Antonio le sonrió con desgano. Le puso una mano en el hombro y luego fue a sentarse de nuevo en la hamaca. 


¿Sabes qué es lo que pasa, Chino? Cuando pienso que todos los que han muerto lo han hecho en vano… Cuando pienso en eso… No eres capaz de imaginarte la rabia que siento. ¡Miles de muertos en los campos de batalla, para que ahora todo termine en un Convenio…! ¿Cómo crees que puedo sentirme? Ubícate. Cuando tenías nada más que tres años se inició esta guerra. Muchos hombres dignos han muerto por la causa. Otros seguimos dispuestos a morir por ella. Pero estamos cansados, dispersos, sin nadie que centralice el mando. Hemos gastado diez años, ¡diez años!, de nuestras vidas en vano. Seguir peleando nos puede llevar al abismo, tal vez ni siquiera valga la pena tanto sacrificio. Dime, Chino, ¿has pensado en eso?


No, General, no lo había pensado.


Yo sí, muchacho. Durante toda la noche. No he dejado de pensar en la disciplina, en lo que es correcto o incorrecto, en todos los cubanos que han perdido la fe en el Ejército Libertador. 
¿Te das cuenta de que los hemos defraudado?

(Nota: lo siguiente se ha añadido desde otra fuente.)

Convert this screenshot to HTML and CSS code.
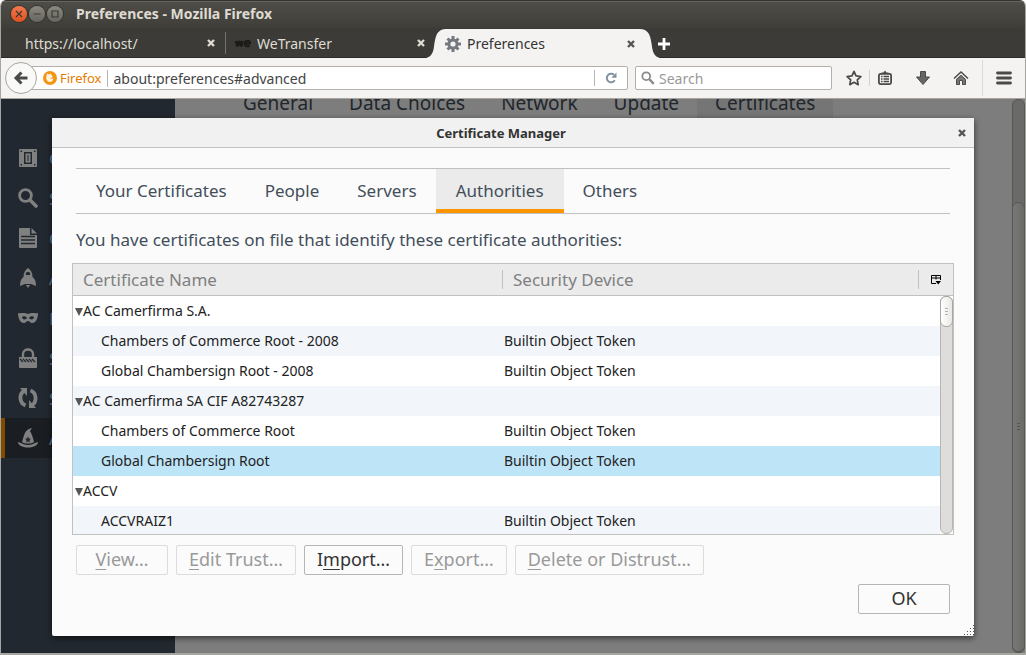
FILE: index.html
```html
<!DOCTYPE html>
<html lang="en">
<head>
<meta charset="utf-8">
<title>Preferences - Mozilla Firefox</title>
<link rel="stylesheet" href="styles.css">
</head>
<body>
<div class="window">
  <header class="titlebar">
    <button class="wm wm-close" aria-label="Close window"><svg viewBox="0 0 16 16"><path d="M5 5l6 6M11 5l-6 6"/></svg></button>
    <button class="wm" aria-label="Minimize window"><svg viewBox="0 0 16 16"><path d="M4.500 8h7"/></svg></button>
    <button class="wm" aria-label="Maximize window"><svg viewBox="0 0 16 16"><path d="M5 5h6v6H5z"/></svg></button>
    <h1 class="window-title">Preferences - Mozilla Firefox</h1>
  </header>

  <div class="tabstrip">
    <div class="tab">
      <span class="tab-label">https://localhost/</span>
      <button class="tab-close" aria-label="Close tab"><svg viewBox="0 0 10 10"><path d="M2 2l6 6M8 2l-6 6"/></svg></button>
    </div>
    <div class="tab tab-divided">
      <svg class="tab-icon" viewBox="0 0 16 16"><path d="M1 6l1.500 4.500 2-3.500 2 3.500L7.500 6" fill="none" stroke="#1b1b1a" stroke-width="3" stroke-linejoin="round"/><path d="M10 8.500h5c0-3.500-5-3.500-5 0s3 3 4.500 2" fill="none" stroke="#1b1b1a" stroke-width="2.200"/></svg>
      <span class="tab-label">WeTransfer</span>
      <button class="tab-close" aria-label="Close tab"><svg viewBox="0 0 10 10"><path d="M2 2l6 6M8 2l-6 6"/></svg></button>
    </div>
    <div class="tab tab-active">
      <svg class="curve curve-left" viewBox="0 0 28 28"><path d="M0 28c6 0 8.500-4 9.500-10C11 7 12 0 22 0h6v28z"/></svg>
      <svg class="curve curve-right" viewBox="0 0 28 28"><path d="M28 28c-6 0-8.500-4-9.500-10C17 7 16 0 6 0H0v28z"/></svg>
      <svg class="tab-icon" viewBox="0 0 16 16"><g stroke="#76787f" stroke-width="3"><path d="M8 0v16M0 8h16M2.500 2.500l11 11M13.500 2.500l-11 11"/></g><circle cx="8" cy="8" r="5.500" fill="#76787f"/><circle cx="8" cy="8" r="2.600" fill="#f4f3f2"/></svg>
      <span class="tab-label">Preferences</span>
      <button class="tab-close" aria-label="Close tab"><svg viewBox="0 0 10 10"><path d="M2 2l6 6M8 2l-6 6"/></svg></button>
    </div>
    <button class="new-tab" aria-label="New tab"><svg viewBox="0 0 14 14"><path d="M7 1v12M1 7h12"/></svg></button>
  </div>

  <nav class="toolbar" aria-label="Navigation">
    <button class="back" aria-label="Back"><svg viewBox="0 0 16 16"><path d="M14.500 8H3.500M8.500 2.500L3 8l5.500 5.500" fill="none" stroke="#4a4a48" stroke-width="3"/></svg></button>
    <div class="urlbar">
      <svg class="identity-icon" viewBox="0 0 14 14"><circle cx="7" cy="7" r="7" fill="#f49413"/><path d="M4 2.500l1.500 1 2-1c.8.500.3 1.500 1.800 2.300 1 1-.3 2.400-2.300 2.400 1 1 2.700.6 3.300-.2 0 2.300-1.300 4-3.500 4S3.200 9 3.200 6.500z" fill="#fff3df"/></svg>
      <span class="identity">Firefox</span>
      <input class="url" type="text" aria-label="Address" value="about:preferences#advanced">
      <button class="reload" aria-label="Reload"><svg viewBox="0 0 12 12"><path d="M9.800 8.200A4.300 4.300 0 1 1 9 2.800" fill="none" stroke="#8290a0" stroke-width="2"/><path d="M11.500.5v5.200H6.300z" fill="#8290a0"/></svg></button>
    </div>
    <label class="searchbar">
      <svg viewBox="0 0 14 14"><circle cx="5.200" cy="5.200" r="3.900" fill="none" stroke="#8b8b8a" stroke-width="1.800"/><path d="M8.200 8.200l4.600 4.600" stroke="#8b8b8a" stroke-width="2.400"/></svg>
      <input type="text" aria-label="Search" placeholder="Search">
    </label>
    <button class="tool tool-star" aria-label="Bookmark this page"><svg viewBox="0 0 16 16"><path d="M8 1.400l2 4.500 4.900.6-3.600 3.300.9 4.900L8 12.300l-4.200 2.400.9-4.900L1.100 6.500 6 5.900z" fill="none" stroke="#4a4a48" stroke-width="1.700" stroke-linejoin="round"/></svg></button>
    <button class="tool tool-clip" aria-label="Show bookmarks"><svg viewBox="0 0 16 16"><rect x="1.900" y="3.900" width="12.200" height="10.200" rx="1.500" fill="none" stroke="#4a4a48" stroke-width="1.800"/><path d="M4.500 4V2.500h2L8 .5l1.500 2h2V4z" fill="#4a4a48"/><path d="M4 6.500h1.500M4 9h1.500M4 11.500h1.500M6.500 6.500H12M6.500 9H12M6.500 11.500H12" stroke="#4a4a48" stroke-width="1.300"/></svg></button>
    <button class="tool" aria-label="Downloads"><svg viewBox="0 0 16 16"><path d="M5.500 1.500h5v5.500h4L8 14.500 1.500 7h4z" fill="#666664" stroke="#4a4a48"/></svg></button>
    <button class="tool" aria-label="Home"><svg viewBox="0 0 16 16"><path d="M1 8.500l7-6.500 7 6.500" fill="none" stroke="#4a4a48" stroke-width="1.500"/><path d="M3.500 9.300L8 5.300l4.500 4v5.200h-3v-4h-3v4h-3z" fill="#777775" stroke="#4a4a48"/></svg></button>
    <button class="tool tool-menu" aria-label="Open menu"><svg viewBox="0 0 16 14"><path d="M1.500 2h13M1.500 7h13M1.500 12h13" stroke="#4a4a48" stroke-width="2.800" stroke-linecap="round"/></svg></button>
  </nav>

  <main class="content">
    <nav class="sidebar" aria-label="Categories">
      <a class="category" href="#general"><svg viewBox="0 0 20 20"><path fill-rule="evenodd" d="M2 1h16a1 1 0 0 1 1 1v16a1 1 0 0 1-1 1H2a1 1 0 0 1-1-1V2a1 1 0 0 1 1-1zM6 4v12h8V4z"/><path d="M7.500 5.500h5v9h-5z"/><path class="hole" d="M9.500 7h1v6h-1zM2.500 2.500h1.500v1.500h-1.500zM16 2.500h1.500v1.500h-1.500zM2.500 16h1.500v1.500h-1.500zM16 16h1.500v1.500h-1.500z"/></svg>General</a>
      <a class="category" href="#search"><svg viewBox="0 0 20 20"><circle cx="7.500" cy="7.500" r="5.900" fill="none" stroke="#808080" stroke-width="2.800"/><path d="M12 12l6 6" stroke="#808080" stroke-width="3.600" stroke-linecap="round"/></svg>Search</a>
      <a class="category" href="#content"><svg viewBox="0 0 20 20"><path d="M1 1a1 1 0 0 1 1-1h10v7h7v12a1 1 0 0 1-1 1H2a1 1 0 0 1-1-1zM13.500 0L19 5.500h-5.500z"/><path class="slit" d="M3 8.500h14M3 12h14M3 15.500h14"/></svg>Content</a>
      <a class="category" href="#applications"><svg viewBox="0 0 20 20"><path d="M10 0c3 2 4.500 5 4.500 9 2 1 3.500 4 3.500 9l-5-2H7l-5 2c0-5 1.500-8 3.500-9 0-4 1.500-7 4.500-9zM8 17h4l-2 3z"/><path class="hole" d="M10 4a2 2 0 0 1 2 3H8a2 2 0 0 1 2-3z"/></svg>Applications</a>
      <a class="category" href="#privacy"><svg viewBox="0 0 20 20"><path fill-rule="evenodd" d="M0 5c3 1 5-1 10 1 5-2 7 0 10-1 0 5-2 10-6 10-2 0-2-2-4-2s-2 2-4 2C2 15 0 10 0 5zm4 4c0 3 4 3 5 1-1-2-4-2-5-1zm12 0c-1-1-4-1-5 1 1 2 5 2 5-1z"/></svg>Privacy</a>
      <a class="category" href="#security"><svg viewBox="0 0 20 20"><path d="M5 9V6c0-6 10-6 10 0v3" fill="none" stroke="#808080" stroke-width="2.400"/><path d="M1 9h18v10a1 1 0 0 1-1 1H2a1 1 0 0 1-1-1z"/><path class="slit" d="M2 11l3 3M5 11l3 3M8 11l3 3M11 11l3 3M14 11l3 3"/></svg>Security</a>
      <a class="category" href="#sync"><svg viewBox="0 0 20 20"><path d="M7.500 17.500C1 15 1 6 6 3M12.500 2.500c6.500 2.500 6.500 11.500 1.500 14.500" fill="none" stroke="#808080" stroke-width="3.800"/><path d="M2 0h7v8zM18 20h-7v-8z"/></svg>Sync</a>
      <a class="category category-current" href="#advanced"><svg viewBox="0 0 20 20"><path d="M4 14C6 9 6 1 14 0l-2 3c2 3 3 7 4 11-3 2-9 2-12 0z"/><path d="M0 14l3 1c4 2.500 10 2.500 14 0l3-1c0 3-4 5.500-10 5.500S0 17 0 14z"/><path class="hole" d="M10 8.500l1 2 2 .3-1.500 1.500.4 2.200-1.900-1-1.900 1 .4-2.200L7 10.800l2-.3z"/></svg>Advanced</a>
    </nav>

    <section class="pane">
      <nav class="subtabs" aria-label="Advanced sections">
        <a href="#general-tab">General</a>
        <a href="#data">Data Choices</a>
        <a href="#network">Network</a>
        <a href="#update">Update</a>
        <a class="subtab-current" href="#certificates">Certificates</a>
      </nav>
    </section>
    <div class="page-scroll"><div class="page-thumb"><span class="grip"></span></div></div>

    <section class="dialog" role="dialog" aria-labelledby="dialog-title">
      <header class="dialog-head">
        <h2 id="dialog-title">Certificate Manager</h2>
        <button class="dialog-close" aria-label="Close dialog"><svg viewBox="0 0 10 10"><path d="M2 2l6 6M8 2l-6 6"/></svg></button>
      </header>
      <div class="dialog-body">
        <div class="cert-tabs" role="tablist">
          <button role="tab">Your Certificates</button>
          <button role="tab">People</button>
          <button role="tab">Servers</button>
          <button role="tab" class="cert-current" aria-selected="true">Authorities</button>
          <button role="tab">Others</button>
        </div>
        <p class="intro">You have certificates on file that identify these certificate authorities:</p>
        <div class="tree">
          <table>
            <thead>
              <tr><th class="col-name">Certificate Name</th><th class="col-device">Security Device</th><th class="col-picker"><button aria-label="Choose columns"><svg viewBox="0 0 10 10"><path d="M5 8.500H.5v-8h9V5M.5 3h9M5 .5v4" fill="none" stroke="#000"/><path d="M4.500 6H10L7.200 9.500z" fill="#000"/></svg></button></th></tr>
            </thead>
            <tbody>
              <tr class="group"><td><button class="twisty" aria-label="Collapse"></button>AC Camerfirma S.A.</td><td></td><td></td></tr>
              <tr><td>Chambers of Commerce Root - 2008</td><td>Builtin Object Token</td><td></td></tr>
              <tr><td>Global Chambersign Root - 2008</td><td>Builtin Object Token</td><td></td></tr>
              <tr class="group"><td><button class="twisty" aria-label="Collapse"></button>AC Camerfirma SA CIF A82743287</td><td></td><td></td></tr>
              <tr><td>Chambers of Commerce Root</td><td>Builtin Object Token</td><td></td></tr>
              <tr class="selected"><td>Global Chambersign Root</td><td>Builtin Object Token</td><td></td></tr>
              <tr class="group"><td><button class="twisty" aria-label="Collapse"></button>ACCV</td><td></td><td></td></tr>
              <tr><td>ACCVRAIZ1</td><td>Builtin Object Token</td><td></td></tr>
            </tbody>
          </table>
          <div class="tree-scroll"><div class="tree-track"><div class="tree-thumb"><span class="grip"></span></div></div></div>
        </div>
        <div class="actions">
          <button disabled><u>V</u>iew…</button>
          <button disabled><u>E</u>dit Trust…</button>
          <button>I<u>m</u>port…</button>
          <button disabled>E<u>x</u>port…</button>
          <button disabled><u>D</u>elete or Distrust…</button>
        </div>
        <div class="confirm"><button>OK</button></div>
      </div>
      <svg class="resizer" viewBox="0 0 11 11"><path d="M10 0h1v1h-1zM7 3h1v1H7zM10 3h1v1h-1zM4 6h1v1H4zM7 6h1v1H7zM10 6h1v1h-1zM1 9h1v1H1zM4 9h1v1H4zM7 9h1v1H7zM10 9h1v1h-1z"/></svg>
    </section>
  </main>
</div>
</body>
</html>
```

FILE: styles.css
```css
* { box-sizing: border-box; }

body {
  margin: 0;
  background: #fff;
  font-family: "Noto Sans", "Open Sans", sans-serif;
  font-size: 14px;
  color: #333;
}

button, input {
  font: inherit;
  color: inherit;
  margin: 0;
  padding: 0;
  border: 0;
  background: none;
}

a { color: inherit; text-decoration: none; }
svg { display: block; flex: none; }

.window {
  display: flex;
  flex-direction: column;
  height: 100vh;
  border: 1px solid #a7a5a0;
  border-top: 0;
  border-bottom-width: 2px;
  border-radius: 6px 6px 0 0;
  overflow: hidden;
}

/* Title bar */
.titlebar {
  display: flex;
  align-items: center;
  gap: 2px;
  height: 28px;
  flex: none;
  padding: 0 0 1px 10px;
  background: linear-gradient(#4e4d47, #3f3e39);
  border-top: 1px solid #35342f;
  box-shadow: inset 0 1px #65645e;
}
.wm {
  width: 16px;
  height: 16px;
  border-radius: 50%;
  background: linear-gradient(#8a8880, #66655e);
  box-shadow: 0 0 0 1px #35342f;
}
.wm svg { width: 16px; height: 16px; fill: none; stroke: #3a3934; stroke-width: 1.2; }
.wm-close { background: linear-gradient(#f4794f, #e0501f); }
.window-title {
  margin: 0 0 0 11px;
  font-size: 14px;
  line-height: 20px;
  font-weight: 700;
  color: #dfdbd2;
}

/* Tabs */
.tabstrip {
  display: flex;
  align-items: flex-end;
  height: 30px;
  flex: none;
  padding-left: 14px;
  background: #3c3b37;
  border-bottom: 1px solid #2c2b28;
}
.tab {
  position: relative;
  display: flex;
  align-items: center;
  gap: 6px;
  width: 210px;
  height: 28px;
  padding: 0 9px 0 10px;
  color: #dfdbd2;
}
.tab-divided::before {
  content: "";
  position: absolute;
  left: 0;
  top: 3px;
  bottom: 3px;
  border-left: 1px solid #74736e;
}
.tab-icon { position: relative; width: 16px; height: 16px; }
.tab-label { position: relative; flex: 1; }
.tab-close { position: relative; }
.tab-close svg, .dialog-close svg { width: 10px; height: 10px; stroke: #dfdbd2; stroke-width: 2.4; }
.tab-active { height: 29px; margin-bottom: -1px; background: #f4f3f2; background-clip: content-box; color: #333; }
.tab-active .tab-close svg, .dialog-close svg { stroke: #555; }
.curve { position: absolute; top: 0; width: 29px; height: 29px; fill: #f4f3f2; }
.curve-left { left: -11px; }
.curve-right { right: -17px; }
.new-tab { margin: 0 0 6px 12px; }
.new-tab svg { width: 14px; height: 14px; stroke: #fff; stroke-width: 2.8; }

/* Navigation toolbar */
.toolbar {
  display: flex;
  align-items: center;
  height: 41px;
  flex: none;
  padding: 0 10px 0 4px;
  background: #f4f3f2;
  border-bottom: 1px solid #a9a69f;
}
.back {
  position: relative;
  display: grid;
  place-items: center;
  width: 32px;
  height: 32px;
  flex: none;
  border: 1px solid #a9a69f;
  border-radius: 50%;
  background: #f9f9f8;
}
.back svg { width: 16px; height: 16px; }
.urlbar {
  display: flex;
  align-items: center;
  flex: 1;
  height: 24px;
  margin-left: -8px;
  padding-left: 13px;
  background: #fff;
  border: 1px solid #b3b0aa;
  border-radius: 2px;
}
.identity-icon { width: 14px; height: 14px; }
.identity { margin-left: 3px; padding-right: 5px; line-height: 17px; font-size: 13px; color: #e87b00; border-right: 1px solid #b8b6b2; }
.url { flex: 1; min-width: 0; padding-left: 6px; color: #444; }
.reload { padding: 2px 10px; border-left: 1px solid #b8b6b2; }
.reload svg { width: 12px; height: 12px; }
.searchbar {
  display: flex;
  align-items: center;
  gap: 4px;
  width: 197px;
  height: 24px;
  margin: 0 14px 0 7px;
  padding-left: 5px;
  background: #fff;
  border: 1px solid #b3b0aa;
  border-radius: 2px;
}
.searchbar svg { width: 14px; height: 14px; }
.searchbar input { flex: 1; min-width: 0; }
.searchbar input::placeholder { color: #999; opacity: 1; }
.tool { margin-right: 22px; }
.tool svg { width: 16px; height: 16px; }
.tool-star { margin-right: 7px; }
.tool-clip { padding-left: 7px; border-left: 1px solid #d3d1ce; }
.tool-menu { height: 36px; margin: 0 3px 0 -9px; padding-left: 13px; border-left: 1px solid #dddbd8; }

/* Dimmed preferences page */
.content {
  position: relative;
  display: flex;
  flex: 1;
  min-height: 0;
  overflow: hidden;
  background: #7d7d7d;
}
.sidebar { width: 174px; flex: none; padding-top: 39px; background: #22282f; }
.category {
  display: flex;
  align-items: center;
  gap: 11px;
  height: 40px;
  padding-left: 17px;
  font-size: 17px;
  color: #5d7a96;
}
.category svg { width: 20px; height: 20px; fill: #808080; }
.category .hole { fill: #22282f; }
.category .slit { fill: none; stroke: #22282f; stroke-width: 1.3; }
.category-current { padding-left: 13px; border-left: 4px solid #804b00; background: #1a1e22; }
.pane { flex: 1; min-width: 0; }
.subtabs { display: flex; margin: -17px 0 0 50px; font-size: 19px; line-height: 42px; color: #20262c; }
.subtabs a { padding: 0 18px; }
.subtab-current { background: #757575; }
.page-scroll {
  width: 13px;
  border: 1px solid #575755;
  border-radius: 6px;
  background: #6a6a68;
}
.page-thumb {
  display: grid;
  place-items: center;
  height: calc(100% - 102px);
  margin: 102px -1px 0;
  border: 1px solid #575755;
  border-radius: 6px;
  background: linear-gradient(90deg, #787876, #6a6a67);
}
.grip { width: 3px; height: 8px; background: repeating-linear-gradient(#555 0 1px, transparent 1px 3px); }

/* Certificate Manager */
.dialog {
  position: absolute;
  inset: 19px 51px 17px;
  display: flex;
  flex-direction: column;
  background: #fbfbfb;
  border-radius: 2px;
  box-shadow: 0 2px 6px rgba(0, 0, 0, .6);
}
.dialog-head {
  display: flex;
  align-items: center;
  height: 30px;
  flex: none;
  padding-right: 7px;
  background: #f1f1f1;
  border-bottom: 1px solid #c1c1c1;
}
.dialog-head h2 { flex: 1; margin: 0 7px 0 0; text-align: center; font-size: 13px; font-weight: 700; color: #333; }
.dialog-body { display: flex; flex-direction: column; flex: 1; min-height: 0; padding: 20px 20px 22px; }
.cert-tabs {
  display: flex;
  height: 46px;
  flex: none;
  margin: 0 4px;
  border: solid #c1c1c1;
  border-width: 1px 0;
  font-size: 17px;
  color: #424e5a;
}
.cert-tabs button { padding: 0 19px 2px; }
.cert-tabs button:first-child { padding-left: 20px; }
.cert-tabs .cert-current { padding: 2px 20px 0; background: #ebebeb; border-bottom: 4px solid #ff9500; }
.intro { margin: 13px 4px 10px; font-size: 17px; line-height: 26px; color: #424e5a; }
.tree {
  position: relative;
  flex: 1;
  min-height: 0;
  overflow: hidden;
  background: #fff;
  border: 1px solid #c1c1c1;
}
.tree table { width: 100%; table-layout: fixed; border-collapse: separate; border-spacing: 0; }
.tree th {
  height: 32px;
  padding: 0 0 0 10px;
  background: #ebebeb;
  border-bottom: 1px solid #c1c1c1;
  font-size: 17px;
  line-height: 19px;
  font-weight: 400;
  text-align: left;
  color: #808080;
}
.tree .col-name { width: 429px; }
.tree .col-picker { width: 35px; }
.tree .col-device, .tree .col-picker {
  padding-left: 11px;
  background: linear-gradient(#c1c1c1, #c1c1c1) 0 50% / 1px 19px no-repeat #ebebeb;
}
.col-picker button { display: block; margin-left: 2px; }
.col-picker svg { width: 10px; height: 10px; }
.tree td { height: 30px; padding: 0 0 0 2px; line-height: 20px; color: #222; white-space: nowrap; }
.tree td:first-child { padding-left: 28px; }
.tree .group td:first-child { padding-left: 2px; }
.tree tbody tr:nth-child(even) { background: #f2f6fb; }
.tree tbody .selected:nth-child(even) { background: #bee4f7; }
.twisty {
  width: 8px;
  height: 8px;
  vertical-align: 0;
  background: #555;
  clip-path: polygon(0 0, 100% 0, 50% 100%);
}
.tree-scroll { position: absolute; top: 32px; right: 0; bottom: 0; width: 13px; background: #fff; }
.tree-track { height: 100%; border: 1px solid #b9b6b1; border-radius: 6px; background: #dedddb; }
.tree-thumb {
  display: grid;
  place-items: center;
  height: 31px;
  margin: -1px;
  border: 1px solid #a9a69f;
  border-radius: 6px;
  background: linear-gradient(90deg, #fff, #e9e8e6);
}
.tree-thumb .grip { background: repeating-linear-gradient(#b5b3af 0 1px, transparent 1px 3px); }

.actions, .confirm { display: flex; flex: none; gap: 8px; margin: 10px 4px 0; }
.confirm { justify-content: flex-end; margin-top: 9px; }
.actions button, .confirm button {
  height: 30px;
  min-width: 92px;
  padding: 0 12px 2px;
  border: 1px solid #b5b5b5;
  border-radius: 2px;
  background: #fbfbfb;
  font-size: 18px;
  line-height: 26px;
  color: #333;
}
.actions button:disabled { color: #999; border-color: #dcdcdc; }
.actions u { text-underline-offset: 3px; text-decoration-thickness: 1px; }
.resizer { position: absolute; right: 0; bottom: 0; width: 11px; height: 11px; fill: #555; }
```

El Chino no tuvo tiempo de contestar. Un negro joven, descalzo, entró en la tienda e hizo un saludo marcial.


Permiso, mi General. Se acercan los españoles.


Está bien. Puede retirarse ordenó Antonio.


Él y el Chino volvieron a quedarse solos. Avanzó hacia el clavo donde colgaba su sombrero y lo descolgó, pero no se lo puso. Sombrero en mano comenzó a caminar hacia el exterior, como si se hubiese olvidado del muchacho.


General lo atajó el Chino y Antonio se volteó hacia él bruscamente. Había recuperado su aspecto imponente y su aire de grandeza. De nuevo el muchacho se sintió cohibido frente a él.


¿Qué pasa, soldado?


El Chino vaciló antes de preguntar:


¿Qué piensa hacer?


El mayor general Antonio lo miró fijo desde su altura y le contestó:


Lo que tengo que hacer, Chino. Nada más que lo que tengo que hacer.


Con una expresión firme, salió al exterior y se enfrentó a la humedad y el verdor de los campos de Mangos de Baraguá.